Even without a challenge to this court’s subject matter jurisdiction, the court is obligated, as its first responsibility, to conduct a sua sponte examination to satisfy itself, if it can do so, that it has subject matter jurisdiction. See 28 U.S.C. § 1447(c); American Fire & Casualty Co. v. Finn, 341 U.S. 6, 17, 71 S.Ct. 534, 95 L.Ed. 702 (1951); Univ. of S. Alabama v. Am. Tobacco Co., 168 F.3d 405, 410 (11th Cir.1999) (“it is well settled that a federal court is obligated to inquire into subject matter jurisdiction sua sponte whenever it may be lacking”). This court will therefore now undertake its obligatory self-examination of whether or not it has jurisdiction.
Neither the Supreme Court nor the Eleventh Circuit has answered the jurisdictional questions presented here by § 1452(f). Without any binding precedent, the court is left with (1) the undisputed procedural facts of this case; (2) the pertinent statutes themselves; (3) a meager number of non-binding court decisions, only one of which the court finds persuasive; and (4) the rules of statutory construction. The single court decision that this court finds persuasive is Federal Home Loan Mortgage Corporation v. Amersey, 2014 WL 1400086 (E.D.Mich., April 9, 2014). Amersey is not only the most recent case on point, but it is a case that shares with the above-styled ease all of the pertinent procedural facts, and in which the Eastern Division of Michigan remanded Freddie Mac’s state court ejectment action to the state court from which Freddie Mac had improvidently removed it. The discussion that follows confessedly borrows heavily from Amersey.
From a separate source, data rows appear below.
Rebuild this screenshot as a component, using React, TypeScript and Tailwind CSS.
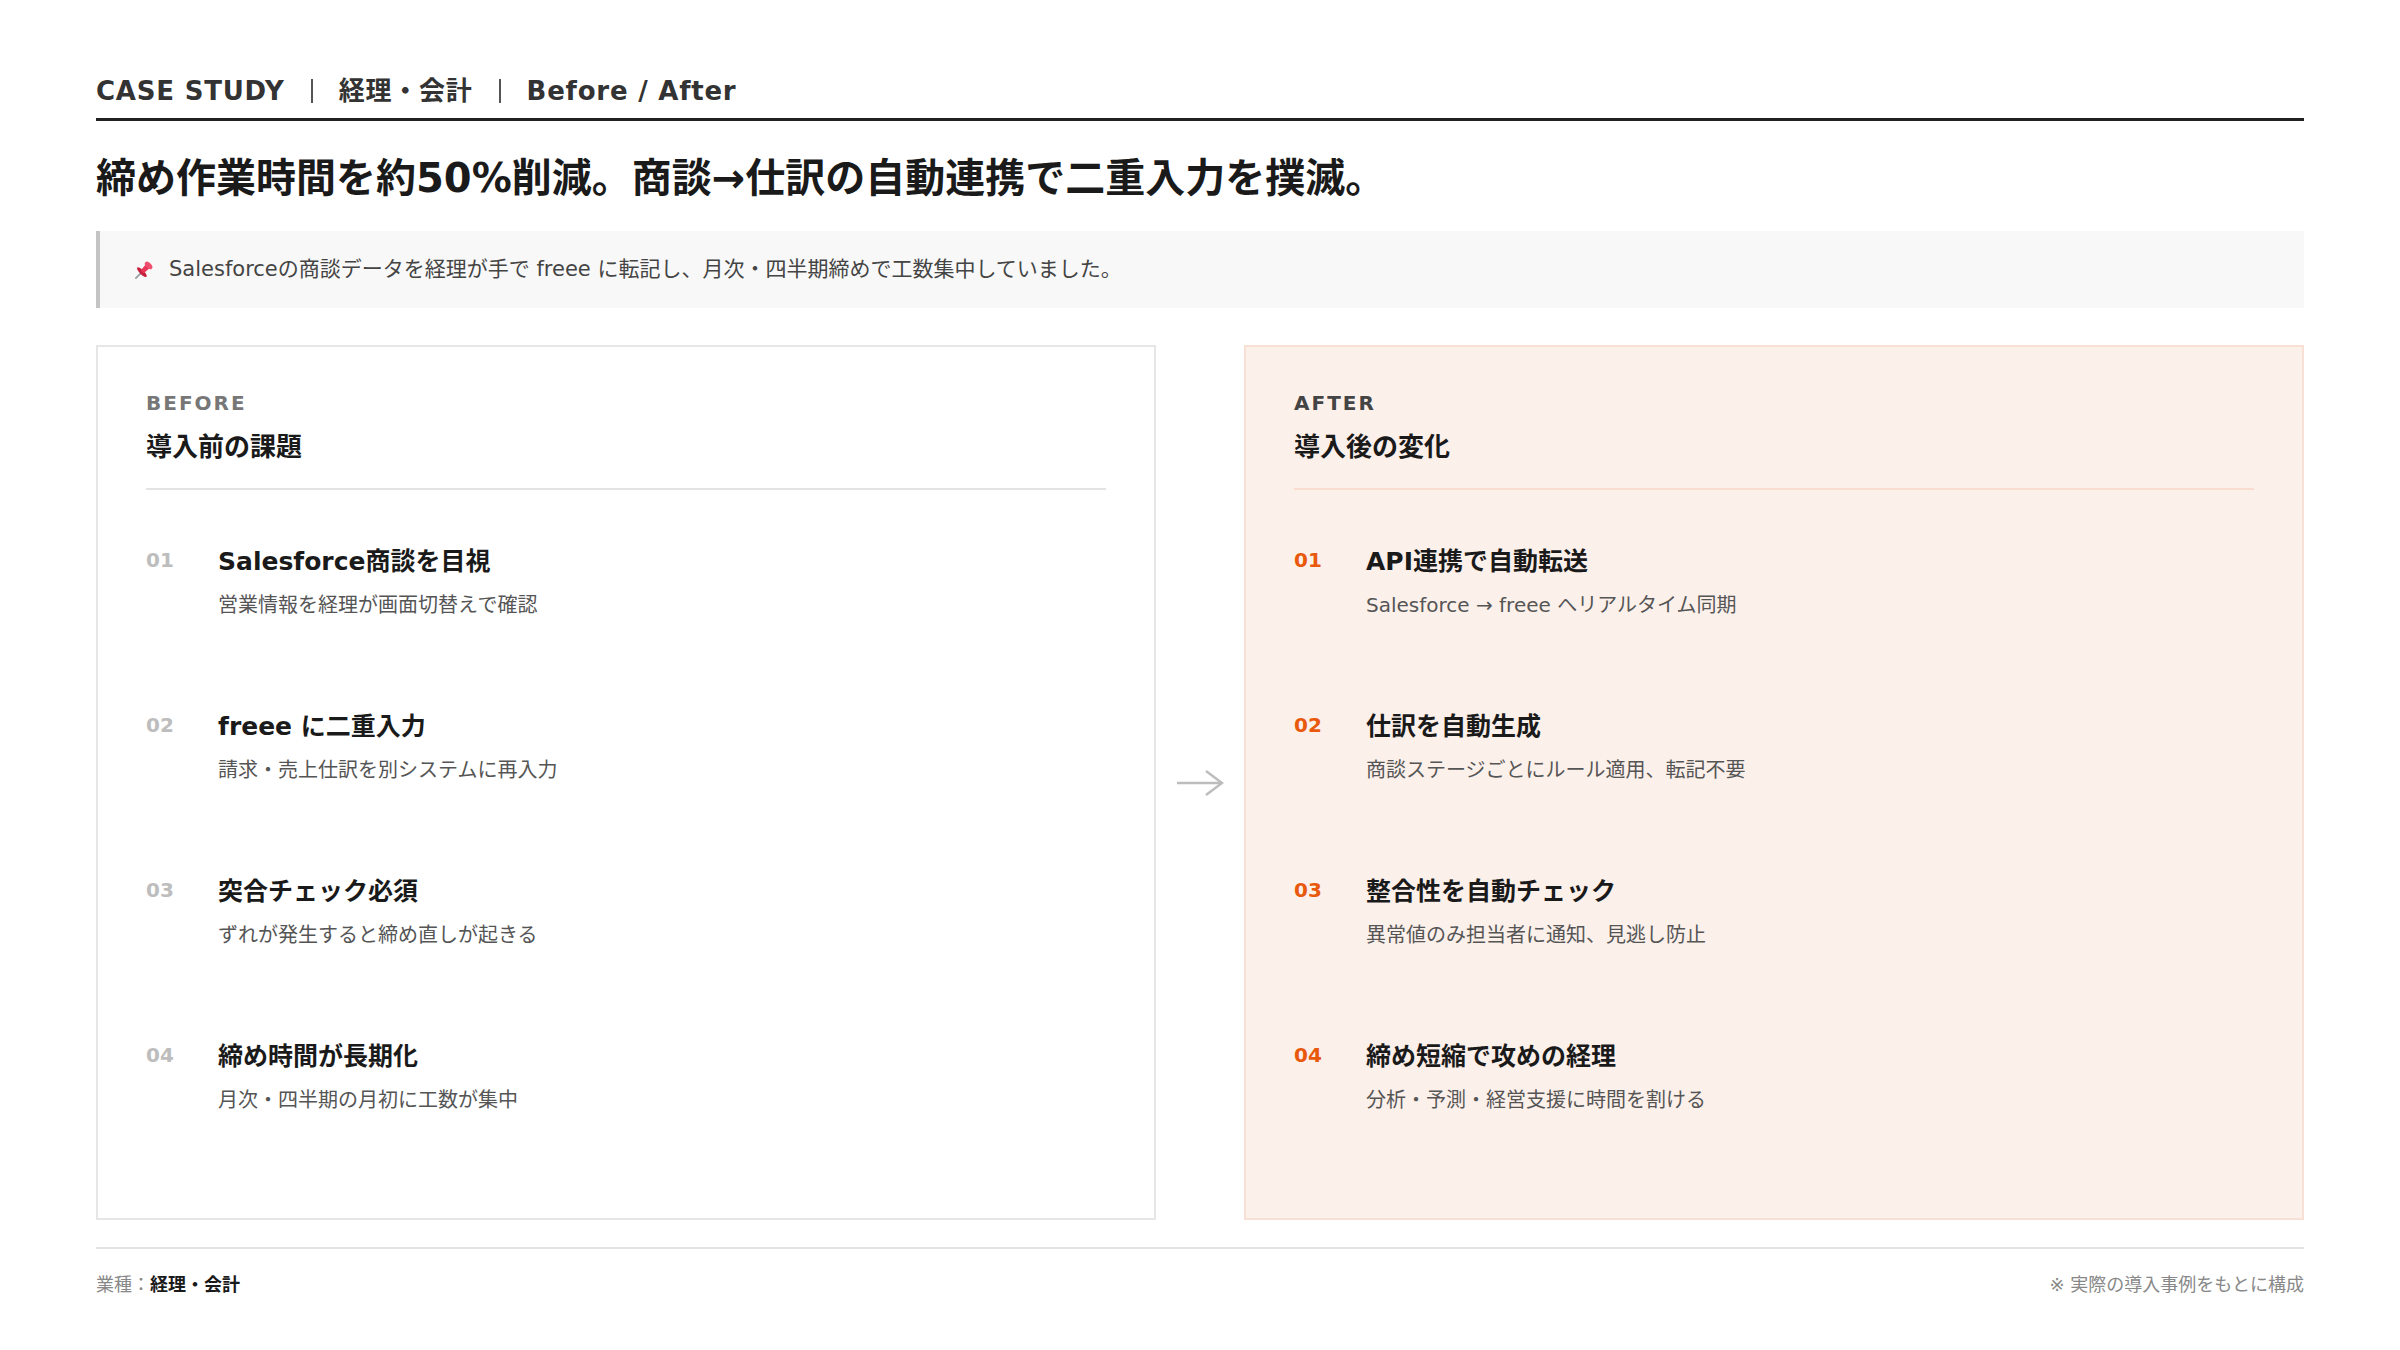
import React from 'react';

interface Item {
  no: string;
  title: string;
  desc: string;
}

const beforeItems: Item[] = [
  { no: '01', title: 'Salesforce商談を目視', desc: '営業情報を経理が画面切替えで確認' },
  { no: '02', title: 'freee に二重入力', desc: '請求・売上仕訳を別システムに再入力' },
  { no: '03', title: '突合チェック必須', desc: 'ずれが発生すると締め直しが起きる' },
  { no: '04', title: '締め時間が長期化', desc: '月次・四半期の月初に工数が集中' },
];

const afterItems: Item[] = [
  { no: '01', title: 'API連携で自動転送', desc: 'Salesforce → freee へリアルタイム同期' },
  { no: '02', title: '仕訳を自動生成', desc: '商談ステージごとにルール適用、転記不要' },
  { no: '03', title: '整合性を自動チェック', desc: '異常値のみ担当者に通知、見逃し防止' },
  { no: '04', title: '締め短縮で攻めの経理', desc: '分析・予測・経営支援に時間を割ける' },
];

function PinIcon() {
  return (
    <svg width="24" height="24" viewBox="0 0 24 24" className="shrink-0">
      <g transform="rotate(45 12 12)">
        <line x1="12" y1="15" x2="12" y2="23.5" stroke="#9a9ea4" strokeWidth="1.8" strokeLinecap="round" />
        <ellipse cx="12" cy="15" rx="6.5" ry="2.2" fill="#c8213f" />
        <path d="M9.2 6.5 H14.8 L14 14.5 H10 Z" fill="#e8385a" />
        <ellipse cx="12" cy="5.5" rx="4.6" ry="2.6" fill="#f0506e" />
      </g>
    </svg>
  );
}

function Separator() {
  return <span className="mx-[26px] h-[24px] w-[2px] bg-[#555]" />;
}

interface PanelProps {
  label: string;
  heading: string;
  items: Item[];
  after?: boolean;
}

function Panel({ label, heading, items, after }: PanelProps) {
  return (
    <div
      className={
        after
          ? 'border-2 border-[#f9e0d4] bg-[#fcf0eb] px-[48px] pt-[46px]'
          : 'border-2 border-[#e6e6e6] bg-white px-[48px] pt-[46px]'
      }
    >
      <div className={after ? 'border-b-2 border-[#f8dccf] pb-[24px]' : 'border-b-2 border-[#e3e3e3] pb-[24px]'}>
        <div
          className={
            after
              ? 'text-[20px] font-bold leading-[21px] tracking-[0.1em] text-[#444]'
              : 'text-[20px] font-bold leading-[21px] tracking-[0.1em] text-[#777]'
          }
        >
          {label}
        </div>
        <div className="mt-4 text-[26px] font-bold leading-[34px] text-[#1a1a1a]">{heading}</div>
      </div>

      <div className="mt-[55px] flex flex-col gap-[90px]">
        {items.map((item) => (
          <div key={item.no} className="flex">
            <div
              className={
                after
                  ? 'w-[72px] shrink-0 text-[20px] font-bold leading-[30px] text-[#e8590c]'
                  : 'w-[72px] shrink-0 text-[20px] font-bold leading-[30px] text-[#bdbdbd]'
              }
            >
              {item.no}
            </div>
            <div>
              <div className="text-[25px] font-bold leading-[34px] text-[#1a1a1a]">{item.title}</div>
              <div className="mt-[11px] text-[20px] leading-[30px] text-[#555]">{item.desc}</div>
            </div>
          </div>
        ))}
      </div>
    </div>
  );
}

export default function App() {
  return (
    <div className="h-[1350px] w-[2400px] bg-white px-[96px] pt-[74px] font-['DejaVu_Sans','Noto_Sans_CJK_JP',sans-serif] text-[#1a1a1a]">
      {/* header */}
      <div className="flex items-center border-b-[3px] border-[#222] pb-[10px] text-[26px] font-bold leading-[34px] tracking-[0.03em] text-[#333]">
        <span>CASE STUDY</span>
        <Separator />
        <span>経理・会計</span>
        <Separator />
        <span>Before / After</span>
      </div>

      <h1 className="mt-[29px] text-[40px] font-bold leading-[56px] text-[#1a1a1a]">
        締め作業時間を約50%削減。商談→仕訳の自動連携で二重入力を撲滅。
      </h1>

      <div className="mt-[25px] flex h-[77px] items-center gap-[13px] border-l-4 border-[#c4c4c4] bg-[#f8f8f8] pl-[32px] text-[21px] text-[#444]">
        <PinIcon />
        <span>Salesforceの商談データを経理が手で freee に転記し、月次・四半期締めで工数集中していました。</span>
      </div>

      <div className="mt-[37px] grid h-[875px] grid-cols-[1fr_88px_1fr]">
        <Panel label="BEFORE" heading="導入前の課題" items={beforeItems} />
        <div className="flex items-center justify-center">
          <svg width="48" height="26" viewBox="0 0 48 26" fill="none" stroke="#bdbdbd" strokeWidth="2.5">
            <path d="M1 13 H46" />
            <path d="M30 1 L46 13 L30 25" />
          </svg>
        </div>
        <Panel label="AFTER" heading="導入後の変化" items={afterItems} after />
      </div>

      <div className="mt-[27px] flex justify-between border-t-2 border-[#e3e3e3] pt-[22px] text-[18px] leading-[27px]">
        <div>
          <span className="text-[#888]">業種：</span>
          <span className="font-bold text-[#1a1a1a]">経理・会計</span>
        </div>
        <div className="text-[#888]">※ 実際の導入事例をもとに構成</div>
      </div>
    </div>
  );
}
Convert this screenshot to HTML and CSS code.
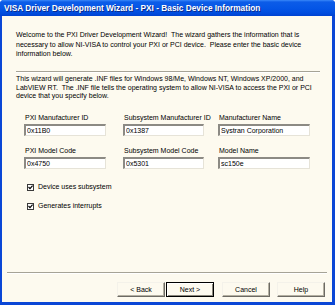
FILE: index.html
```html
<!DOCTYPE html>
<html>
<head>
<meta charset="utf-8">
<link rel="stylesheet" href="styles.css">
</head>
<body>
<div class="window">
  <div class="titlebar"><span class="title">VISA Driver Development Wizard - PXI - Basic Device Information</span></div>
  <div class="client">
    <div class="header">
      <p class="text">Welcome to the PXI Driver Development Wizard!&nbsp; The wizard gathers the information that is<br>necessary to allow NI-VISA to control your PXI or PCI device.&nbsp; Please enter the basic device<br>information below.</p>
    </div>
    <div class="sep top"></div>
    <div class="main">
      <p class="text intro">This wizard will generate .INF files for Windows 98/Me, Windows NT, Windows XP/2000, and<br>LabVIEW RT.&nbsp; The .INF file tells the operating system to allow NI-VISA to access the PXI or PCI<br>device that you specify below.</p>
      <div class="fields">
        <div class="field c1"><label class="lbl">PXI Manufacturer ID</label><input class="box" value="0x11B0"></div>
        <div class="field c2"><label class="lbl">Subsystem Manufacturer ID</label><input class="box" value="0x1387"></div>
        <div class="field c3"><label class="lbl">Manufacturer Name</label><input class="box" value="Systran Corporation"></div>
        <div class="field c1"><label class="lbl">PXI Model Code</label><input class="box" value="0x4750"></div>
        <div class="field c2"><label class="lbl">Subsystem Model Code</label><input class="box" value="0x5301"></div>
        <div class="field c3"><label class="lbl">Model Name</label><input class="box" value="sc150e"></div>
      </div>
      <div class="checks">
        <div class="check"><span class="cb"><svg width="5" height="5" viewBox="0 0 5 5"><path d="M0.5 2 L2 3.6 L4.6 0.6" fill="none" stroke="#000" stroke-width="1.2"/></svg></span><span>Device uses subsystem</span></div>
        <div class="check"><span class="cb"><svg width="5" height="5" viewBox="0 0 5 5"><path d="M0.5 2 L2 3.6 L4.6 0.6" fill="none" stroke="#000" stroke-width="1.2"/></svg></span><span>Generates interrupts</span></div>
      </div>
    </div>
    <div class="sep bottom"></div>
    <div class="buttons">
      <button class="btn back">&lt; Back</button>
      <button class="btn next">Next &gt;</button>
      <button class="btn cancel">Cancel</button>
      <button class="btn help">Help</button>
    </div>
  </div>
</div>
</body>
</html>
```
FILE: styles.css
```css
html, body {
  margin: 0;
  padding: 0;
  background: #ffffff;
}
.window {
  width: 335px;
  height: 305px;
  display: flex;
  flex-direction: column;
  box-sizing: border-box;
  border-radius: 4px 4px 0 0;
  overflow: hidden;
  background: #0a46d6;
  font-family: "Liberation Sans", Arial, sans-serif;
  color: #000;
}
.titlebar {
  height: 16px;
  flex: none;
  display: flex;
  align-items: center;
  padding-left: 4px;
  background: linear-gradient(to bottom, #3a88f8 0px, #0c5ce8 2px, #0556e6 8px, #004ddf 13px, #0042d0 16px);
}
.title {
  color: #fff;
  font-weight: bold;
  font-size: 8.3px;
  text-shadow: 1px 1px 0 #0a2a8a;
  white-space: nowrap;
}
.client {
  flex: 1;
  display: flex;
  flex-direction: column;
  margin: 0 3px 3px 2px;
  background: #fdfaef;
}
.text {
  margin: 0;
  font-size: 7px;
  line-height: 9.5px;
  white-space: nowrap;
}
.header {
  height: 55px;
  box-sizing: border-box;
  padding: 14px 0 0 14px;
}
.sep {
  height: 1px;
  background: #a6a396;
  border-bottom: 1px solid #ffffff;
}
.sep.top {
  margin-left: 14px;
  width: 304px;
}
.main {
  flex: 1;
}
.intro {
  line-height: 8.7px;
  padding: 2px 0 0 14px;
}
.fields {
  display: grid;
  grid-template-columns: 99px 95px 92px;
  row-gap: 10px;
  margin: 12px 0 0 22px;
}
.field {
  display: flex;
  flex-direction: column;
  gap: 2px;
}
.lbl {
  font-size: 7px;
  line-height: 9px;
  padding-left: 1px;
  white-space: nowrap;
}
.box {
  box-sizing: border-box;
  height: 12px;
  margin: 0;
  padding: 0 1px;
  font-family: "Liberation Sans", Arial, sans-serif;
  font-size: 7px;
  color: #000;
  background: #fff;
  border-style: solid;
  border-width: 2px 1px 1px 2px;
  border-color: #8c8a84 #e6e3d8 #e6e3d8 #8c8a84;
  outline: none;
}
.c1 .box { width: 82px; }
.c2 .box { width: 81px; }
.c3 .box { width: 92px; }
.checks {
  display: flex;
  flex-direction: column;
  gap: 9px;
  margin: 13px 0 0 25px;
}
.check {
  display: flex;
  align-items: center;
  gap: 4px;
  font-size: 7px;
  line-height: 10px;
  white-space: nowrap;
}
.cb {
  width: 7px;
  height: 7px;
  box-sizing: border-box;
  border: 1px solid #3a3a3a;
  background: #fff;
  display: flex;
  align-items: center;
  justify-content: center;
}
.cb svg { display: block; }
.sep.bottom {
  margin: 0 5px 0 5px;
}
.buttons {
  display: flex;
  justify-content: flex-end;
  padding: 8px 7px 5px 0;
}
.btn {
  width: 48px;
  height: 15px;
  box-sizing: border-box;
  margin: 0;
  padding: 0;
  font-family: "Liberation Sans", Arial, sans-serif;
  font-size: 7px;
  color: #000;
  background: #fdfaef;
  border: 1px solid;
  border-color: #f4f2ea #6c6a64 #6c6a64 #f4f2ea;
  box-shadow: inset -1px -1px 0 #b4b0a2;
}
.btn.next {
  margin-left: 1px;
  border-color: #000;
  box-shadow: inset 1px 1px 0 #fff, inset -1px -1px 0 #8a877c;
}
.btn.cancel { margin-left: 8px; }
.btn.help { margin-left: 7px; }
```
UNDERSTANDING 12 U.S.C. § 1452(f)
Rule of Construction Number One
This court necessarily begins its analysis with the strong presumption arising from the principle that “ ‘[flederal courts are courts of limited jurisdiction,’ possessing ‘only that power authorized by Constitution and statute.’ ” Gunn v. Minton, — U.S. —, 133 S.Ct. 1059, 1064, 185 L.Ed.2d 72 (2013), quoting Kokkonen v. Guardian Life Ins. Co. of America, 511 U.S. 375, 377, 114 S.Ct. 1673, 128 L.Ed.2d 391 (1994). “Because removal jurisdiction raises significant federalism concerns, federal courts are directed to construe removal statutes strictly.” Univ. Of S. Alabama v. Am. Tobacco Co., 168 F.3d 405, 411 (11th Cir.1999), citing Shamrock Oil & Gas Corp. v. Sheets, 313 U.S. 100, 108-09, 61 S.Ct. 868, 85 L.Ed. 1214 (1941). This means, inter alia, that any ambiguity in, or doubt about, a removal, or the basis for jurisdiction, is to be resolved against the removing party. This court is well-known, if not notorious, for its adherence to this first principle.
Rule of Construction Number Two
The statutory provisions upon which Freddie Mac relies must be read in pari materia. “It is a fundamental canon of statutory construction that the words of a statute must be read in their context and with a view to their place in the overall statutory scheme.” Davis v. Michigan Dep’t of Treasury, 489 U.S. 803, 809, 109 S.Ct. 1500, 103 L.Ed.2d 891 (1989). In this case, the language of § 1452(f) grafts itself onto the preexisting statutory and *1269constitutional structure that establish federal jurisdiction. They are found in Title 28 of the United States Code and in the Constitution. Therefore, this court must view, and must construe, § 1452(f) as part of a “symmetrical and coherent regulatory scheme.” Food & Drug Admin. v. Brown & Williamson Tobacco Corp., 529 U.S. 120, 133, 120 S.Ct. 1291, 146 L.Ed.2d 121 (2000), quoting Gustafson v. Alloyd Co., 513 U.S. 561, 569, 115 S.Ct. 1061, 131 L.Ed.2d 1 (1995). “All parts [must be fitted] into a harmonious whole,” Id., quoting FTC v. Mandel Bro’s, Inc., 359 U.S. 385, 389, 79 S.Ct. 818, 3 L.Ed.2d 893 (1959), that is, of course, if a “harmonious whole” can be found.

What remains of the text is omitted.